The impact of HIV-1 diversity on drug and vaccine development remains uncertain22,32. The race appears to be against a whole team of fast runners as opposed to one single fast opponent, and our chances of fulfilling Clinton s 1997 declaration of a vaccine within 10 years may decrease in proportion to the number of competitors. The major biological obstacles to the development of a preventative vaccine are (i) the fact that HIV incorporates its DNA into active sites of the hosts chromosomes, leading to persistent infection for the life of that cell, its progeny and often the destruction of those cells; (ii) the lack of a small, readily available animal model; (iii) the genetic variability of HIV meaning that an effective vaccine must be broadly active to prevent emergence of resistant viruses; and, (iv) the fact that HIV utilises the same immune activation pathways required for successful vaccination, for its own replication.

However, the development of all successful vaccines has relied on the fact that some individuals become infected and do not develop symptoms of disease and our understanding of these cases in HIV-1 has increased enormously. In addition, some individuals (termed exposed seronegatives, ESN) 'see the virus' but do not develop infection and study of the unmatched monogomous partners of HIV-1 positive individuals is already yielding valuable insights. The Table (below) describes some of the current phase I and phase I/II HIV prophylactic vaccine trials in progress (adapted from the websites http://chi.ucsf.edu/vaccines and http://www.iavi.org/trials/basicsearchform.asp ). Many others including those under the auspices of the International AIDS Vaccine Inititative (IAVI) are also underway.

Table 1 Some of the phase I and phase I/II HIV preventative vaccine studies that are currently ongoing or awaiting recruitment (Adapted from http://chi.ucsf.edu/vaccines and http://www.iavi.org/trials/basicsearchform.asp).
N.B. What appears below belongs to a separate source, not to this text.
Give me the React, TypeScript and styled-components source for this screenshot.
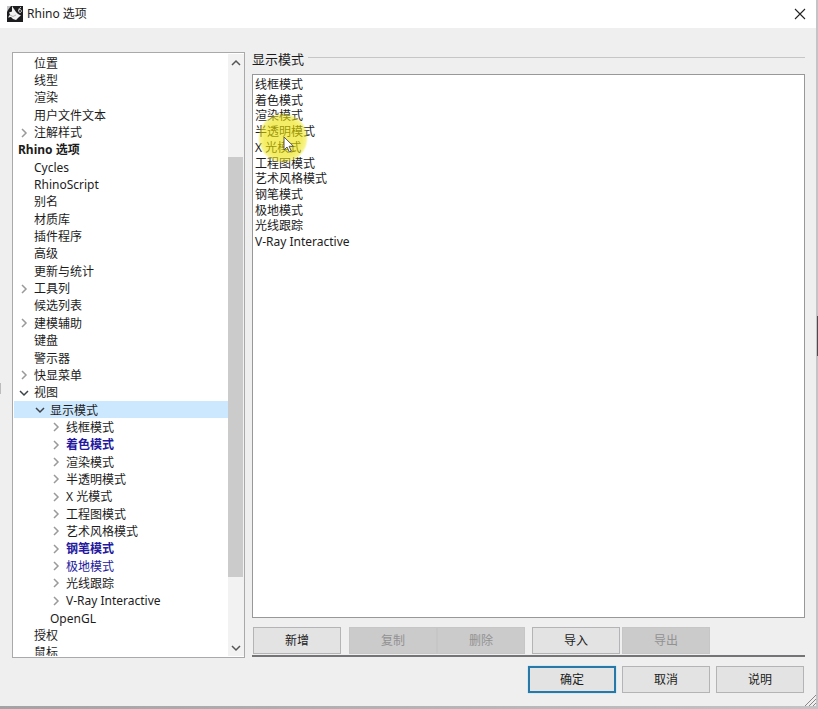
import React from "react";
import styled, { createGlobalStyle, css } from "styled-components";

const GlobalStyle = createGlobalStyle`
  * { box-sizing: border-box; }
  body {
    margin: 0;
    background: #a3a3a5;
    color: #1c1c1c;
    font-family: "Noto Sans", "Noto Sans CJK SC", sans-serif;
    font-size: 12px;
  }
  button { font: inherit; color: inherit; }
  ul { list-style: none; margin: 0; padding: 0; }
`;

const Desktop = styled.div`
  height: 100vh;
  min-height: 400px;
  display: flex;
  flex-direction: column;
  padding: 0 2px 3px 0;
  background: linear-gradient(#4c4c4e, #4c4c4e) right 316px / 1px 40px no-repeat,
    linear-gradient(90deg, #a3a3a5, #c4c4c6);
  background-size: 1px 40px, 100% 100%;
`;

const Dialog = styled.main`
  position: relative;
  flex: 1;
  min-height: 0;
  display: flex;
  flex-direction: column;
  background: #efeff0;
`;

const TitleBar = styled.header`
  height: 28px;
  flex: none;
  display: flex;
  align-items: center;
  gap: 4px;
  padding: 0 9px 1px 7px;
  background: #fff;
`;

const Title = styled.h1`
  flex: 1;
  margin: 0;
  font-size: 12px;
  font-weight: 400;
  line-height: 26px;
`;

const IconButton = styled.button`
  display: flex;
  align-items: center;
  justify-content: center;
  flex: none;
  padding: 0;
  border: 0;
  background: transparent;
`;

const Body = styled.div`
  flex: 1;
  min-height: 0;
  display: grid;
  grid-template-columns: 233px minmax(0, 1fr);
  gap: 7px;
  padding: 24px 11px 0 12px;
`;

const TreeFrame = styled.nav`
  display: flex;
  min-height: 0;
  border: 1px solid #a9a9ab;
  padding: 1px 0 1px 1px;
  background: #fff;
  overflow: hidden;
`;

const TreeView = styled.div`
  flex: 1;
  min-width: 0;
  overflow: hidden;
`;

const Tree = styled.ul`
  height: calc(100% + 5px);
  display: flex;
  flex-direction: column;
`;

const TreeRow = styled.li<{ $level: number; $selected?: boolean; $tone?: Tone }>`
  flex: 1 1 0;
  min-height: 0;
  display: flex;
  align-items: center;
  padding-top: 1px;
  padding-left: ${(p) => p.$level * 16 - 14}px;
  white-space: nowrap;
  line-height: 17px;
  ${(p) => p.$selected && css`background: #cce8ff;`}
  ${(p) => (p.$tone === "bold" || p.$tone === "boldBlue") && css`font-weight: 700;`}
  ${(p) => (p.$tone === "blue" || p.$tone === "boldBlue") && css`color: #2417a0;`}
`;

const Twisty = styled(IconButton)`
  width: 16px;
  height: 16px;
  margin-right: 2px;
`;

const TwistySpace = styled.span`
  width: 18px;
  flex: none;
`;

const ScrollBar = styled.div`
  width: 16px;
  flex: none;
  display: flex;
  flex-direction: column;
  padding-right: 1px;
  background: #f2f2f2;
`;

const ScrollArrow = styled(IconButton)`
  height: 17px;
`;

const ScrollGap = styled.div<{ $share: number }>`
  flex: ${(p) => p.$share} 1 0;
`;

const ScrollThumb = styled.div<{ $share: number }>`
  flex: ${(p) => p.$share} 1 0;
  background: #cbcbcb;
`;

const Panel = styled.section`
  display: flex;
  flex-direction: column;
  min-height: 0;
  margin-bottom: 1px;
  border-bottom: 2px solid #747476;
`;

const PanelHeading = styled.div`
  display: flex;
  gap: 4px;
  height: 22px;
  flex: none;
  &::after {
    content: "";
    flex: 1;
    height: 1px;
    margin-top: 5px;
    background: #c6c6c8;
  }
`;

const PanelTitle = styled.h2`
  margin: 0;
  font-size: 13px;
  font-weight: 400;
  line-height: 14px;
`;

const ListBox = styled.div`
  position: relative;
  flex: 1;
  min-height: 0;
  padding: 2px;
  border: 1px solid #98989a;
  background: #fff;
  overflow: hidden;
`;

const ModeList = styled.ul`
  height: 173px;
  display: grid;
  grid-template-rows: repeat(11, 1fr);
`;

const ModeItem = styled.li`
  display: flex;
  align-items: center;
  min-height: 0;
  line-height: 16px;
`;

const ClickHalo = styled.div`
  position: absolute;
  left: 5px;
  top: 38px;
  width: 50px;
  height: 50px;
  border-radius: 50%;
  background: radial-gradient(closest-side, rgba(236, 226, 0, 0.6) 75%, rgba(240, 232, 30, 0.5) 92%, rgba(250, 245, 120, 0.1));
  pointer-events: none;
`;

const Pointer = styled.svg`
  position: absolute;
  left: 30px;
  top: 61px;
  pointer-events: none;
`;

const Actions = styled.div`
  display: flex;
  padding: 9px 0 1px 1px;
  flex: none;
`;

const Button = styled.button<{ $primary?: boolean; $after?: number }>`
  width: 88px;
  height: 27px;
  flex: none;
  padding: 0;
  margin-right: ${(p) => p.$after ?? 0}px;
  border: ${(p) => (p.$primary ? "2px solid #2879a8" : "1px solid #b4b4b6")};
  background: #e3e3e3;
  line-height: 18px;
  ${(p) => p.$primary && css`box-shadow: 0 0 1px #68cdf0;`}
  &:disabled {
    border-color: #c6c6c6;
    background: #cbcbcb;
    color: #929292;
  }
  &:disabled + &:disabled {
    border-left-color: #e8e8e8;
  }
`;

const Footer = styled.footer`
  display: flex;
  justify-content: flex-end;
  gap: 6px;
  flex: none;
  padding: 8px 12px 13px;
`;

const ResizeGrip = styled.svg`
  position: absolute;
  right: 0;
  bottom: 0;
`;

const EdgeMark = styled.span`
  position: absolute;
  left: 0;
  top: 383px;
  width: 1px;
  height: 11px;
  background: #bcbcbe;
`;

type Tone = "bold" | "blue" | "boldBlue";
type Node = { label: string; level: number; state?: "open" | "closed"; tone?: Tone; selected?: boolean };

const nodes: Node[] = [
  { label: "位置", level: 1 },
  { label: "线型", level: 1 },
  { label: "渲染", level: 1 },
  { label: "用户文件文本", level: 1 },
  { label: "注解样式", level: 1, state: "closed" },
  { label: "Rhino 选项", level: 0, tone: "bold" },
  { label: "Cycles", level: 1 },
  { label: "RhinoScript", level: 1 },
  { label: "别名", level: 1 },
  { label: "材质库", level: 1 },
  { label: "插件程序", level: 1 },
  { label: "高级", level: 1 },
  { label: "更新与统计", level: 1 },
  { label: "工具列", level: 1, state: "closed" },
  { label: "候选列表", level: 1 },
  { label: "建模辅助", level: 1, state: "closed" },
  { label: "键盘", level: 1 },
  { label: "警示器", level: 1 },
  { label: "快显菜单", level: 1, state: "closed" },
  { label: "视图", level: 1, state: "open" },
  { label: "显示模式", level: 2, state: "open", selected: true },
  { label: "线框模式", level: 3, state: "closed" },
  { label: "着色模式", level: 3, state: "closed", tone: "boldBlue" },
  { label: "渲染模式", level: 3, state: "closed" },
  { label: "半透明模式", level: 3, state: "closed" },
  { label: "X 光模式", level: 3, state: "closed" },
  { label: "工程图模式", level: 3, state: "closed" },
  { label: "艺术风格模式", level: 3, state: "closed" },
  { label: "钢笔模式", level: 3, state: "closed", tone: "boldBlue" },
  { label: "极地模式", level: 3, state: "closed", tone: "blue" },
  { label: "光线跟踪", level: 3, state: "closed" },
  { label: "V-Ray Interactive", level: 3, state: "closed" },
  { label: "OpenGL", level: 2 },
  { label: "授权", level: 1 },
  { label: "鼠标", level: 1 },
];

const modes = nodes.filter((n) => n.level === 3).map((n) => n.label);

const RootRow = styled(TreeRow)`
  padding-left: 4px;
`;

const paths = {
  right: "M3 1l4 4-4 4",
  down: "M1 3l4 4 4-4",
  up: "M1 7l4-4 4 4",
};

function Chevron({ dir, color }: { dir: keyof typeof paths; color: string }) {
  return (
    <svg width="10" height="10" viewBox="0 0 10 10" fill="none" stroke={color} strokeWidth="1.5" aria-hidden="true">
      <path d={paths[dir]} />
    </svg>
  );
}

function RhinoIcon() {
  return (
    <svg width="16" height="16" viewBox="0 0 16 16" aria-hidden="true">
      <rect width="16" height="16" fill="#1d1d1f" />
      <path d="M5 0l2 3 2 3 2 2 3 1.500-2 1.500-3 3-3-1-2-2-3 .5 2-3-1-2 3-1z" fill="#f2f2f3" />
      <path d="M0 0h4L1 4 0 6z" fill="#c4c4c7" />
      <path d="M3 9l3 1.500L9 9" fill="none" stroke="#b4b4b8" />
      <path d="M14 1.500c-2.600 0-3 5-1 5s1.800-3 0-3-1.500 1.200-1.500 1.200" fill="none" stroke="#dcdcdc" />
    </svg>
  );
}

function TreeItem({ node }: { node: Node }) {
  const Row = node.level === 0 ? RootRow : TreeRow;
  return (
    <Row
      role="treeitem"
      aria-level={node.level + 1}
      aria-selected={!!node.selected}
      aria-expanded={node.state ? node.state === "open" : undefined}
      $level={node.level}
      $selected={node.selected}
      $tone={node.tone}
    >
      {node.state && (
        <Twisty aria-label={node.label}>
          <Chevron dir={node.state === "open" ? "down" : "right"} color={node.state === "open" ? "#3c4248" : "#9a9a9a"} />
        </Twisty>
      )}
      {!node.state && node.level > 0 && <TwistySpace />}
      {node.label}
    </Row>
  );
}

export default function App() {
  return (
    <>
      <GlobalStyle />
      <Desktop>
        <Dialog>
          <TitleBar>
            <RhinoIcon />
            <Title>Rhino 选项</Title>
            <IconButton aria-label="关闭">
              <svg width="14" height="14" viewBox="0 0 14 14" stroke="#222" strokeWidth="1.1" aria-hidden="true">
                <path d="M2 2l10 10M12 2L2 12" />
              </svg>
            </IconButton>
          </TitleBar>
          <Body>
            <TreeFrame aria-label="选项">
              <TreeView>
                <Tree role="tree">
                  {nodes.map((node, i) => (
                    <TreeItem key={i} node={node} />
                  ))}
                </Tree>
              </TreeView>
              <ScrollBar>
                <ScrollArrow aria-label="向上">
                  <Chevron dir="up" color="#555" />
                </ScrollArrow>
                <ScrollGap $share={86} />
                <ScrollThumb $share={420} />
                <ScrollGap $share={62} />
                <ScrollArrow aria-label="向下">
                  <Chevron dir="down" color="#555" />
                </ScrollArrow>
              </ScrollBar>
            </TreeFrame>
            <Panel>
              <PanelHeading>
                <PanelTitle>显示模式</PanelTitle>
              </PanelHeading>
              <ListBox>
                <ModeList role="listbox" aria-label="显示模式">
                  {modes.map((mode) => (
                    <ModeItem key={mode} role="option" aria-selected={false}>
                      {mode}
                    </ModeItem>
                  ))}
                </ModeList>
                <ClickHalo />
                <Pointer width="12" height="18" viewBox="0 0 12 18" aria-hidden="true">
                  <path d="M1 1v13l3-3 2.300 5 2-1-2.200-4.700H10.500z" fill="#fff" stroke="#555" />
                </Pointer>
              </ListBox>
              <Actions>
                <Button $after={8}>新增</Button>
                <Button disabled>复制</Button>
                <Button disabled $after={7}>删除</Button>
                <Button $after={2}>导入</Button>
                <Button disabled>导出</Button>
              </Actions>
            </Panel>
          </Body>
          <Footer>
            <Button $primary>确定</Button>
            <Button>取消</Button>
            <Button>说明</Button>
          </Footer>
          <EdgeMark />
          <ResizeGrip width="12" height="12" viewBox="0 0 12 12" stroke="#8c8486" aria-hidden="true">
            <path d="M1 12L12 1M5 12l7-7M9 12l3-3" />
          </ResizeGrip>
        </Dialog>
      </Desktop>
    </>
  );
}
The host has many mechanisms of preventing infection, both remembering it has been previously infected and an evolutionary ancient system of innate immunity, which recognises danger signals indicating that the invader is potentially harmful or is causing tissue damage. It has only recently been recognised that this ancient system, the first line of defence, is preserved in complex organisms. Research endeavours in this area have unveiled new functions and a deeper understanding of the HIV-1 armamentarium. For example, cell fusion and complementary DNA subtraction experiments have shown that a non-permissive phenotype (ie resistance to HIV-1 infection) may be conferred by the cytidine deaminase HIV-vif binding protein CEM-15, that appears to be responsible for the innate antiviral phenotype of certain T cells33. As for many of the other factors mentioned (and not mentioned34) above, such entities may become targets for the development of new drugs to alter the course of infectivity and infection35. Genetic influences on the outcome of infection are increasingly recognised and studies investigating these are valuable because the devastating immunodeficiency observed is often out of proportion to the level of Th cell destruction; here, the precise mechanisms governing cell death still remain unknown. An understanding of the immune responses that control HIV-1 in the context of individual host genetics and ever increasing viral diversity represents our best hope of a vaccine.